Current Understanding:

  • Clean air background and sources outside the region do not appear to play a significant role in determining Valley concentrations during fall and winter PM episodes (Collins 1998).
  • Clean-air and non-anthropogenic background sites do not currently exist as part of ongoing or previous special study networks (Collins 1998).
  • Elevated boundary sites experienced very low concentrations (50-10 ug/m3) at the onset of episodes, but eventually reach concentrations equaling concentrations at non-urban sites on the Valley floor by the end of the episode (Collins 1998).

Principal knowledge gaps:

The transition distances from sub-regional to regional background concentrations are not well known. Under winter stagnation conditions, air movement may be so limited that it is not meaningful to characterize sites as boundary or flux-plane sites; however, boundary concentrations at commencement of episodes can be characterized and compared with episode peaks.

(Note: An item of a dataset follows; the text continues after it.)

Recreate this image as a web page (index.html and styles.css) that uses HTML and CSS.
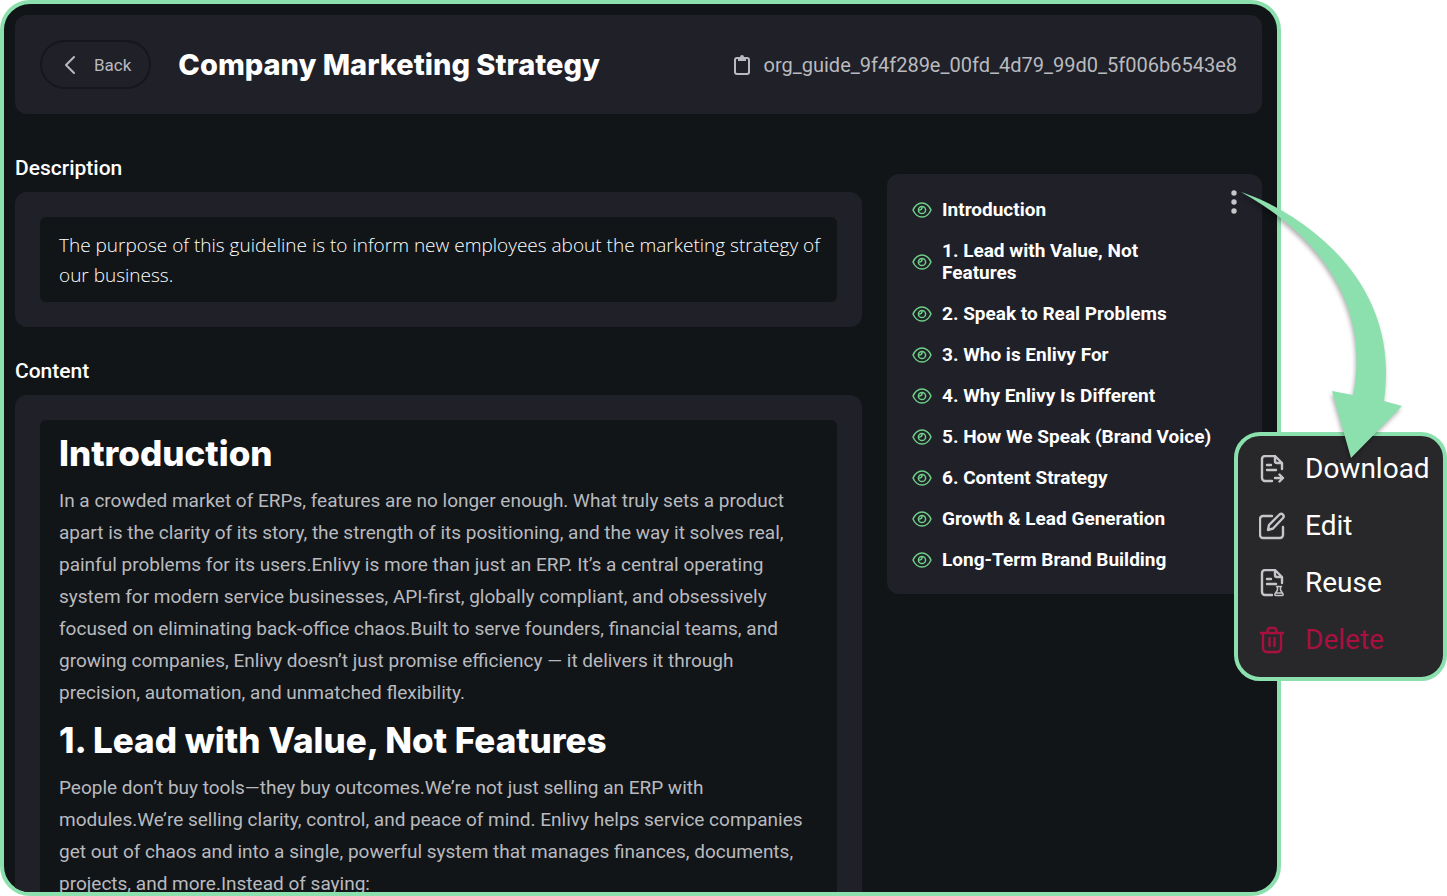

Non-anthropogenic background concentrations are unknown.

Data needs:

To characterize regional and sub-regional backgrounds, data are needed from IMS95 core sites, ~2-3 sites near the peripheries of each IMS95 urban saturation network domain (preferably, sites identified as sub-regional background sites by the IMS95 data analysis, such as C02), and ~4-6 rural Valley sites (e.g., the IMS95 sites southwest of Chowchilla or at Kern Wildlife Refuge). ~ 8 boundary sites will be needed (2 N, 2 E, 2 S, 2 W).